In January of 2007, Governor Jim Gibbons commissioned, by executive order, the Governor’s Working Group on Methamphetamine Use. Mark was appointed by Governor Gibbons to serve on the sixteen member working group to study the impact of methamphetamine on the state’s law enforcement, correctional facilities, social services and community services. The working group examined the methamphetamine epidemic and closely examined prevention, treatment, and enforcement efforts to best combat and reduce the abuse of methamphetamine within our state. The working group continued by executive orders until December 31, 2010.
One of the recommendations of the Governor’s Working Group on Methamphetamine Use was to expand the scope of the working group. In 2011, the Attorney General’s Substance Abuse Working Group (SAWG) was created by Assembly Bill 61 and became effective July 1, 2011. The scope of the SAWG was to study similar issues with respect to substance abuse in Nevada. Attorney General Catherine Cortez Masto served as chair of the working group and she appointed Mark as one of the nine members to the working group. Mark also served as Vice- Chair of the working group and he served on the legislative subcommittee. Mark served on this working group for six years.
Mark was also appointed by Attorney General Masto to the Nevada Council for the Prevention of Domestic Violence in January of 2011. The council met on a quarterly basis to create training plans in partnership with statewide professional associations or licensing boards, develop best practice procedures for professionals working with victims of domestic violence, and work to enhance education of children on issues related to domestic violence, teen dating violence, healthy relationships, and conflict resolution. Mark served on this council for six years.
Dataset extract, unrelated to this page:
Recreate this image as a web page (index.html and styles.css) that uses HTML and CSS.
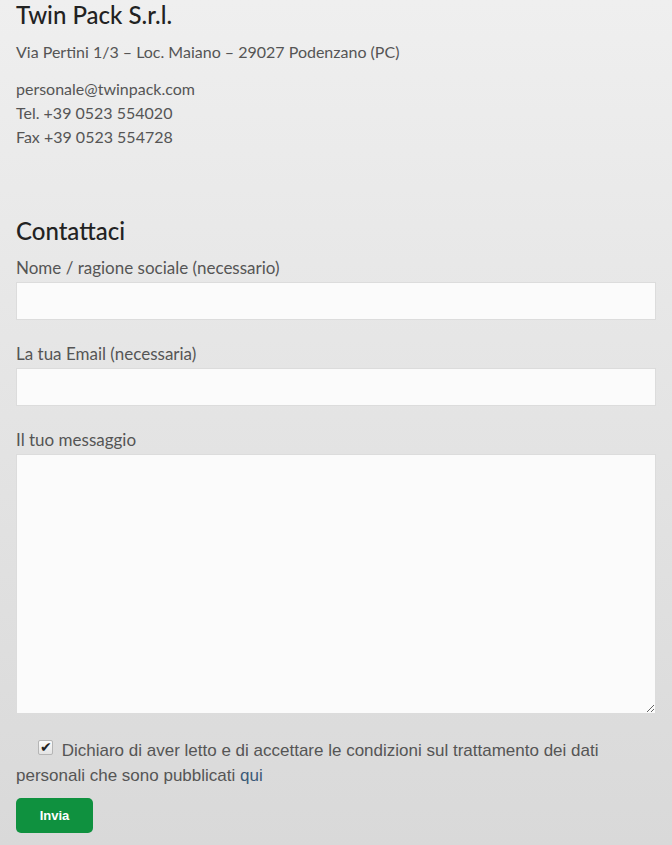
FILE: index.html
```html
<!DOCTYPE html>
<html lang="it">
<head>
    <meta charset="UTF-8">
    <meta name="viewport" content="width=device-width, initial-scale=1.0">
    <title>Contatti - Twin Pack S.r.l.</title>
    <link rel="stylesheet" href="styles.css">
</head>
<body>
    <div class="page">
        <!-- Company info -->
        <section class="company">
            <h2>Twin Pack S.r.l.</h2>
            <p>Via Pertini 1/3 – Loc. Maiano – 29027 Podenzano (PC)</p>
            <p>personale@twinpack.com<br>Tel. +39 0523 554020<br>Fax +39 0523 554728</p>
        </section>

        <!-- Contact form -->
        <section class="contact">
            <h2>Contattaci</h2>
            <form class="contact-form">
                <label for="nome">Nome / ragione sociale (necessario)</label>
                <input type="text" id="nome" name="nome">

                <label for="email">La tua Email (necessaria)</label>
                <input type="email" id="email" name="email">

                <label for="messaggio">Il tuo messaggio</label>
                <textarea id="messaggio" name="messaggio"></textarea>

                <p class="privacy">
                    <input type="checkbox" id="privacy" checked>
                    Dichiaro di aver letto e di accettare le condizioni sul trattamento dei dati personali che sono pubblicati <a href="#">qui</a>
                </p>

                <button type="submit">Invia</button>
            </form>
        </section>
    </div>
</body>
</html>
```

FILE: styles.css
```css
html {
    min-height: 100%;
    background: linear-gradient(to bottom, #efefef 0%, #e6e6e6 40%, #d9d9d9 100%);
}
body {
    margin: 0;
    font-family: Lato, "Open Sans", sans-serif;
    color: #555;
}
.page {
    padding: 0 16px 12px 16px;
}
.company h2,
.contact h2 {
    margin: 0;
    font-size: 24px;
    font-weight: 500;
    color: #222;
    line-height: 30px;
}
.company p {
    margin: 10px 0 0 0;
    font-size: 16px;
    line-height: 24px;
    color: #555;
}
.company p + p {
    margin-top: 13px;
}
.contact {
    margin-top: 67px;
}
.contact h2 {
    margin-bottom: 10px;
}
.contact-form {
    display: flex;
    flex-direction: column;
}
.contact-form label {
    font-size: 17px;
    color: #555;
    line-height: 20px;
    margin-top: 2px;
    margin-bottom: 4px;
}
.contact-form input[type="text"],
.contact-form input[type="email"],
.contact-form textarea {
    box-sizing: border-box;
    width: 100%;
    height: 38px;
    margin: 0 0 22px 0;
    background: #fbfbfb;
    border: 1px solid #dcdcdc;
    border-radius: 0;
    font-family: inherit;
    font-size: 15px;
}
.contact-form textarea {
    height: 260px;
    resize: vertical;
    margin-bottom: 24px;
}
.privacy {
    margin: 0;
    font-family: "Liberation Sans Narrow", "Liberation Sans", sans-serif;
    font-size: 17px;
    line-height: 25px;
    color: #555;
    text-indent: 22px;
}
.privacy input {
    -webkit-appearance: none;
    appearance: none;
    position: relative;
    box-sizing: border-box;
    margin: 0 4px 0 0;
    width: 15px;
    height: 15px;
    vertical-align: 1px;
    border: 1px solid #b5b5b5;
    border-radius: 2px;
    background: linear-gradient(to bottom, #fafafa, #e4e4e4);
}
.privacy input:checked::after {
    content: "\2714";
    position: absolute;
    left: 1px;
    top: -2px;
    font-size: 14px;
    line-height: 16px;
    text-indent: 0;
    color: #222;
}
.privacy a {
    color: #3b5a78;
    text-decoration: none;
}
.contact-form button {
    align-self: flex-start;
    margin-top: 10px;
    width: 77px;
    height: 35px;
    background: #0f913f;
    color: #fff;
    border: none;
    border-radius: 5px;
    font-family: "Liberation Sans Narrow", "Liberation Sans", sans-serif;
    font-weight: bold;
    font-size: 13px;
    cursor: pointer;
}
.contact-form button:hover {
    background: #0c7a35;
}
```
Based on Mark’s dedication to combating domestic violence on a local and statewide level, Attorney General Masto appointed Mark to the Attorney General’s Domestic Violence Fatality Review Team (AG-DVFRT) that was created by Senate Bill 66 in 2011. As codified in NRS 228.495, the multidisciplinary team reviewed certain cases involving the death of the victim of a crime that constitutes domestic violence in order to make policy and other recommendations for the prevention of deaths from crimes that constitute domestic violence and to engage in activities to educate the public, victim services providers and policymakers concerning strategies for intervention and prevention of such crimes. Mark served on this team for four years.
The Nevada District Attorneys Association appointed Mark as the association’s representative to the Advisory Commission on the Administration of Justice (ACAJ) in 2011. The ACAJ identifies and studies elements of Nevada’s criminal justice system including crimes, sentencing, probation and parole, and to makes recommendations to the legislature or governor concerning policies and procedures related to the State Board of Parole Commissioners, the Department of Corrections and budgetary issues related thereto. The ACAJ meets in the interim between sessions of the Nevada Legislature. Mark continues to serve on this commission.
Mark served as a director of the Partnership of Community Resources, a 501(c)(3) non-profit agency, from 2004 until 2009, to promote education and prevention efforts to combat substance abuse in Douglas County.
Mark was an instructor on Search Warrant Law, the Legal Aspects of Drug Task Force Investigations, and participated in mock trials for the Department of Defense Multijurisdictional Counterdrug Task Force Training Program in 2001 and 2002. In 2003, the Nevada Department of Public Safety in cooperation with the U.S. Department of Justice put on the two-week program and Mark continued to serve as an instructor on the Legal Aspects of Drug Task Force Investigations and as an attorney for the mock trials from 2003 through 2007.
Mark served as an Academy Instructor on Search and Seizure Law for the Douglas County Sheriff’s Office Reserve Academy from 2003 through 2006, the Nevada Commission on Peace Officers’ Standards & Training from 2004 through 2006, the Nevada Department of Public Safety, Nevada Highway Patrol Academy in 2004 and 2005, and the Douglas County Sheriff’s Office Senior Academy in 2007.
Mark was an instructor on Innovative Ways to Address Underage Drinking at the Enforcing Underage Drinking Laws National Conference in Tucson, Arizona in 2005. He was a lecturer at the Nevada Judges Limited Jurisdiction Winter Conference in 2006 on Search & Seizure Laws and Issues Affecting Limited Jurisdiction Courts, and the Nevada Judges of Limited Jurisdiction Winter Conference in 2007 on Prosecution and Defense Issues and the Court’s Response.
Mark was a lecturer at the Annual Nevada Prosecutors Conferences on issues related to Drug Endangered Children, Clearing the Confusion on Automobile Searches, and Legal Aspects of Synthetic Cannabinoids from 2007 through 2010. Mark also lectured on Synthetic Cannabinoids at the Nevada Marijuana Summit in 2011 and he was a panel presenter at the Nevada Drug Summit in 2012 on Heroin, Meth and Cocaine: Where They Come From and the Law Enforcement Response.
Mark has served three terms as President of the Nevada District Attorney’s Association. He has prosecuted several high profile criminal cases that have aired on Fox’s America’s Most Wanted, NBC’s Primetime Live and NBC’s Dateline.